To be done: The lines from the top of the material below through the line containing "const headers: Row" are to be printed exactly, with pictures omitted.

Provided data:
________________________
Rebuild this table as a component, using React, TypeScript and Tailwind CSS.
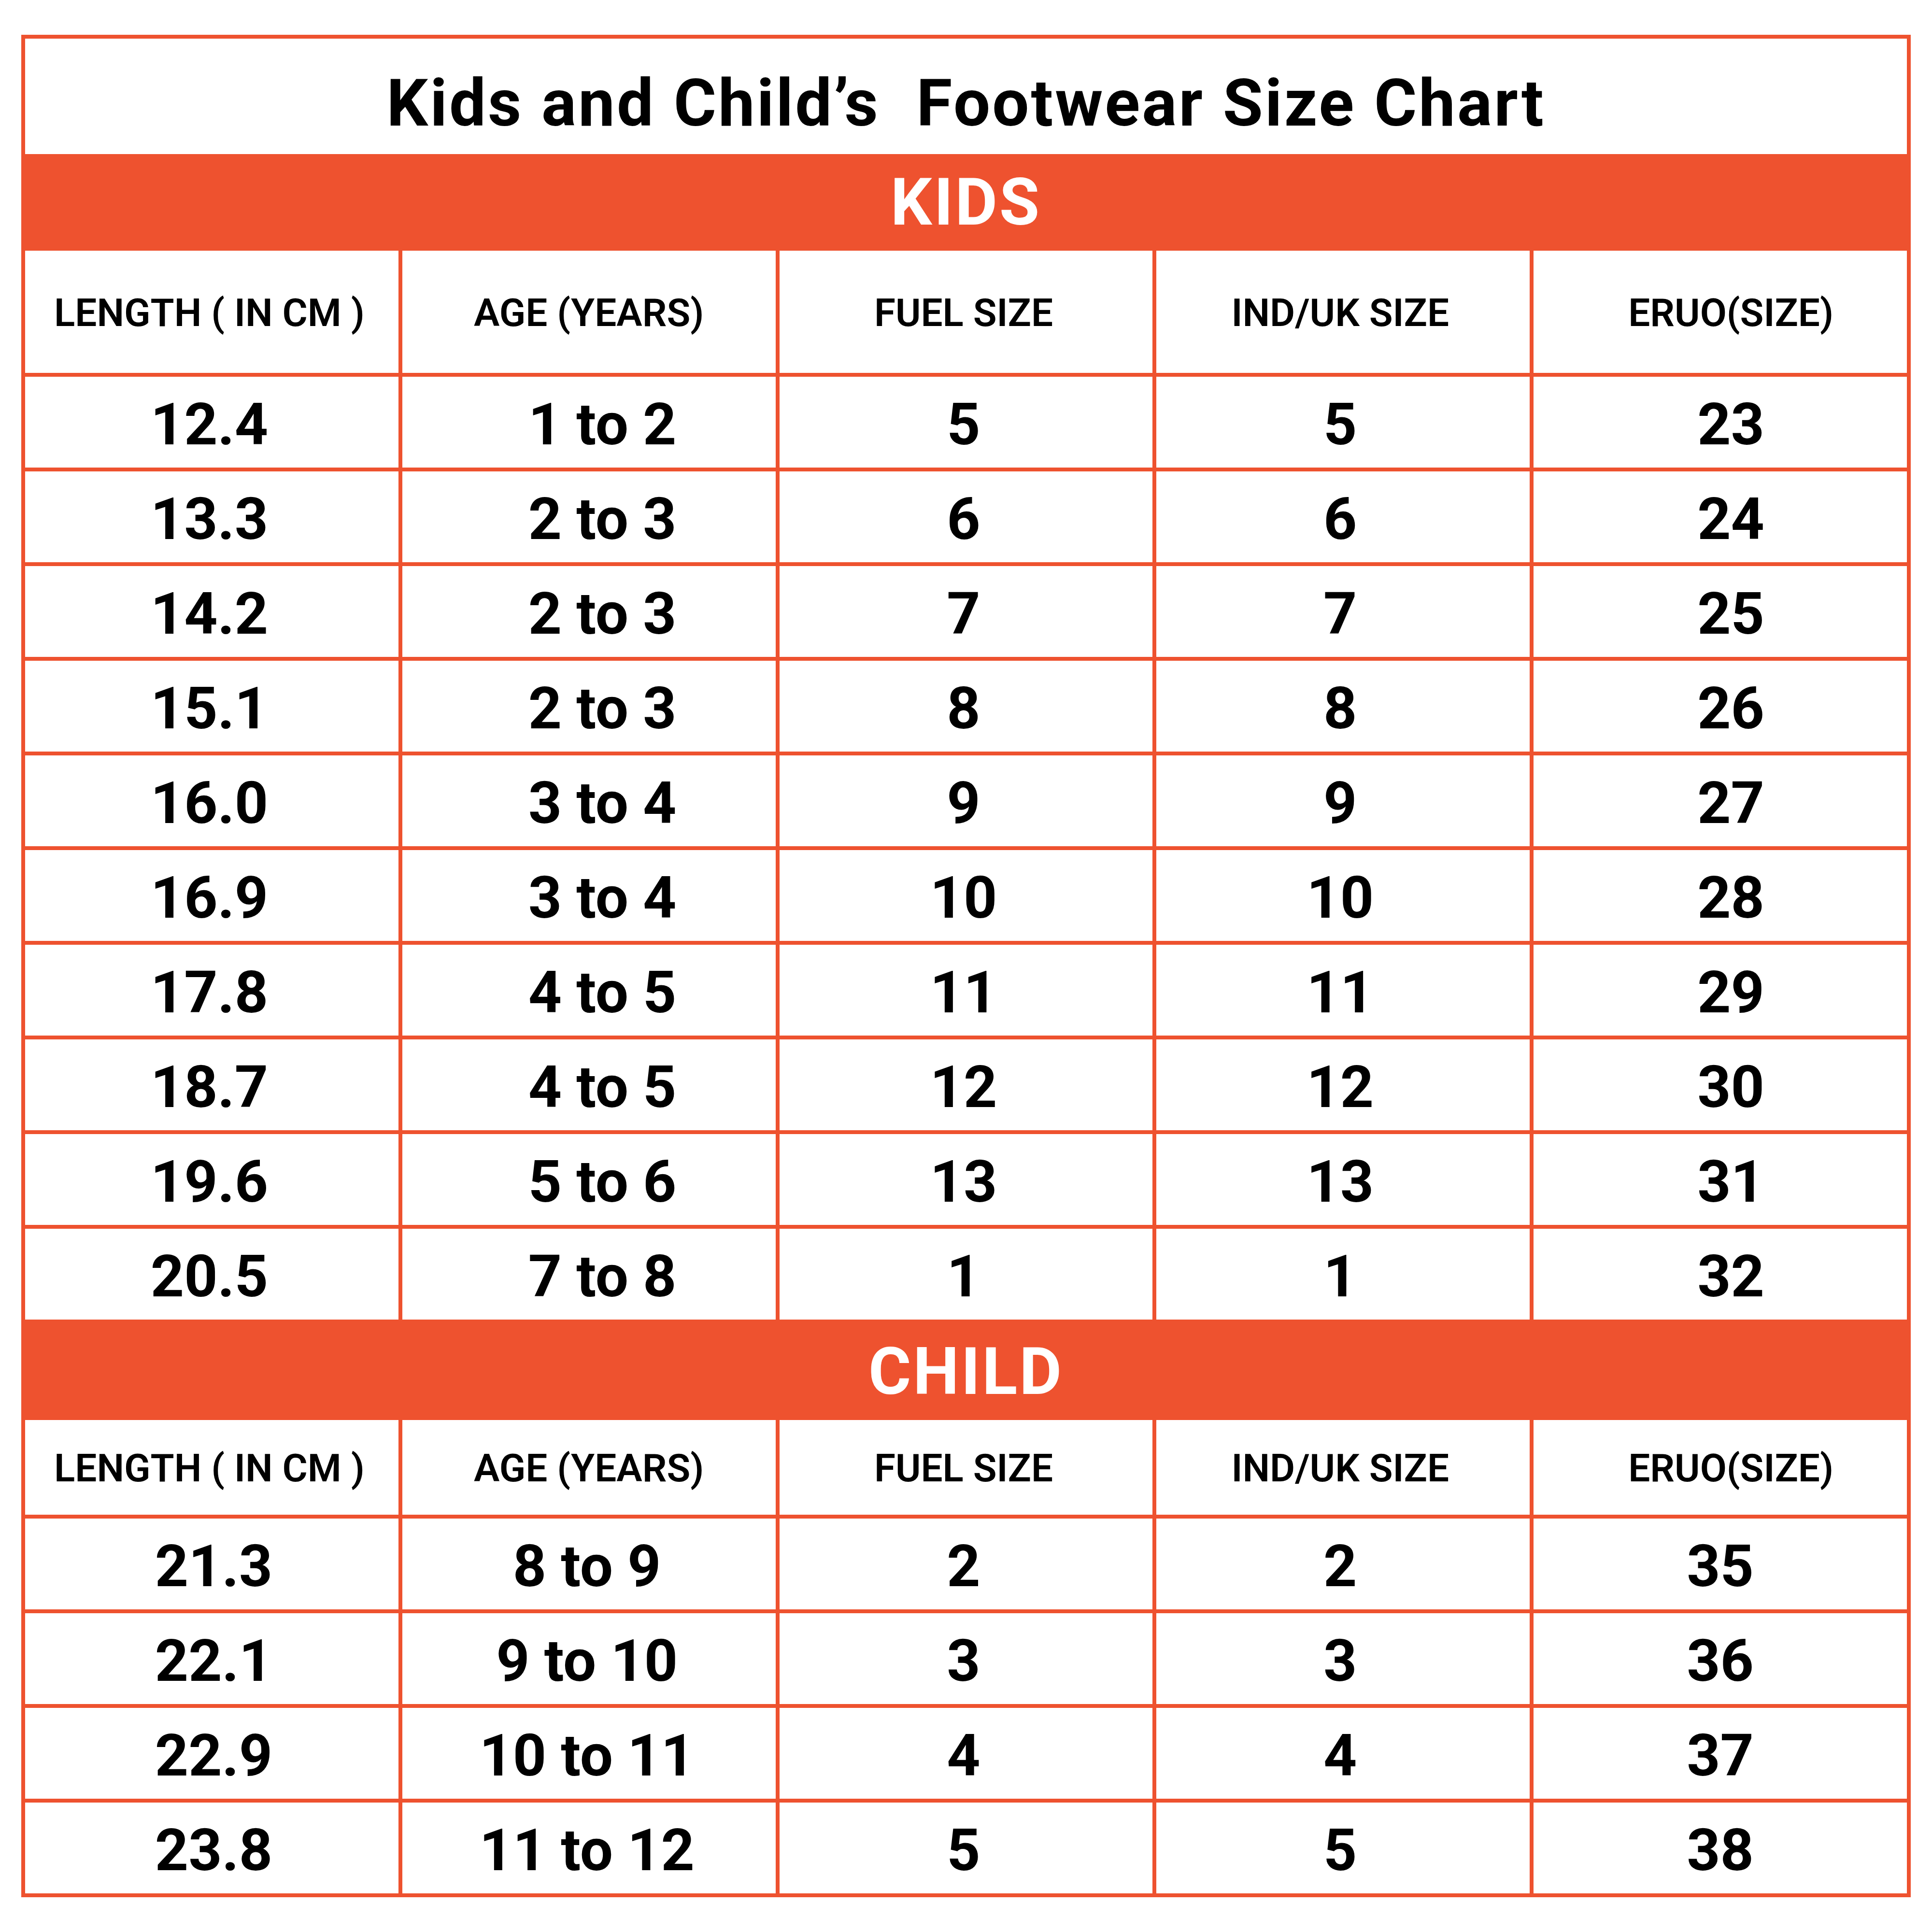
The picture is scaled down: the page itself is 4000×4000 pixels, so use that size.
type Row = [string, string, string, string, string];

const headers: Row = ['LENGTH ( IN CM )', 'AGE (YEARS)', 'FUEL SIZE', 'IND/UK SIZE', 'ERUO(SIZE)'];

const kidsRows: Row[] = [
  ['12.4', '1 to 2', '5', '5', '23'],
  ['13.3', '2 to 3', '6', '6', '24'],
  ['14.2', '2 to 3', '7', '7', '25'],
  ['15.1', '2 to 3', '8', '8', '26'],
  ['16.0', '3 to 4', '9', '9', '27'],
  ['16.9', '3 to 4', '10', '10', '28'],
  ['17.8', '4 to 5', '11', '11', '29'],
  ['18.7', '4 to 5', '12', '12', '30'],
  ['19.6', '5 to 6', '13', '13', '31'],
  ['20.5', '7 to 8', '1', '1', '32'],
];

const childRows: Row[] = [
  ['21.3', '8 to 9', '2', '2', '35'],
  ['22.1', '9 to 10', '3', '3', '36'],
  ['22.9', '10 to 11', '4', '4', '37'],
  ['23.8', '11 to 12', '5', '5', '38'],
];

// the source artwork isn't perfectly centred in every column
const headerShift = ['pr-[10px]', '', 'pr-[10px]', 'pr-[12px]', 'pl-[44px]'];
const kidsShift = ['pr-[10px]', 'pl-[56px]', 'pr-[10px]', 'pr-[12px]', 'pl-[44px]'];
const childShift = ['pl-[8px]', 'pr-[8px]', 'pr-[10px]', 'pr-[12px]', ''];

type SectionProps = {
  label: string;
  rows: Row[];
  headerHeight: string;
  shift: string[];
  last?: boolean;
};

function Section({ label, rows, headerHeight, shift, last = false }: SectionProps) {
  return (
    <>
      <div className="flex h-[200px] items-center justify-center bg-[#EE522F] text-[135px] font-bold leading-none tracking-[0.03em] text-white">
        {label}
      </div>
      <div className={`grid grid-cols-5 gap-[8px] bg-[#EE522F] ${last ? '' : 'pb-[8px]'}`}>
        {headers.map((h, i) => (
          <div
            key={h}
            className={`flex ${headerHeight} items-center justify-center bg-white pt-[4px] text-[80px] font-semibold leading-none text-black ${headerShift[i]}`}
          >
            {h}
          </div>
        ))}
        {rows.map((row, r) =>
          row.map((cell, i) => (
            <div
              key={`${r}-${i}`}
              className={`flex h-[188px] items-center justify-center bg-white pt-[10px] text-[121px] font-bold leading-none text-black ${shift[i]}`}
            >
              {cell}
            </div>
          )),
        )}
      </div>
    </>
  );
}

export default function App() {
  return (
    <div className="h-[4000px] w-[4000px] bg-white pl-[44px] pt-[72px] font-['Roboto',sans-serif]">
      <div className="w-[3912px] border-[8px] border-[#EE522F] bg-white">
        <div className="flex h-[239px] items-center justify-center whitespace-pre pt-[30px] text-[135px] font-bold leading-none tracking-[0.03em] text-black">
          Kids and Child’s  Footwear Size Chart
        </div>
        <Section label="KIDS" rows={kidsRows} headerHeight="h-[253px]" shift={kidsShift} />
        <Section label="CHILD" rows={childRows} headerHeight="h-[196px]" shift={childShift} last />
      </div>
    </div>
  );
}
________________________
Answer to this exercise:
Rebuild this table as a component, using React, TypeScript and Tailwind CSS.
The picture is scaled down: the page itself is 4000×4000 pixels, so use that size.
type Row = [string, string, string, string, string];

const headers: Row = ['LENGTH ( IN CM )', 'AGE (YEARS)', 'FUEL SIZE', 'IND/UK SIZE', 'ERUO(SIZE)'];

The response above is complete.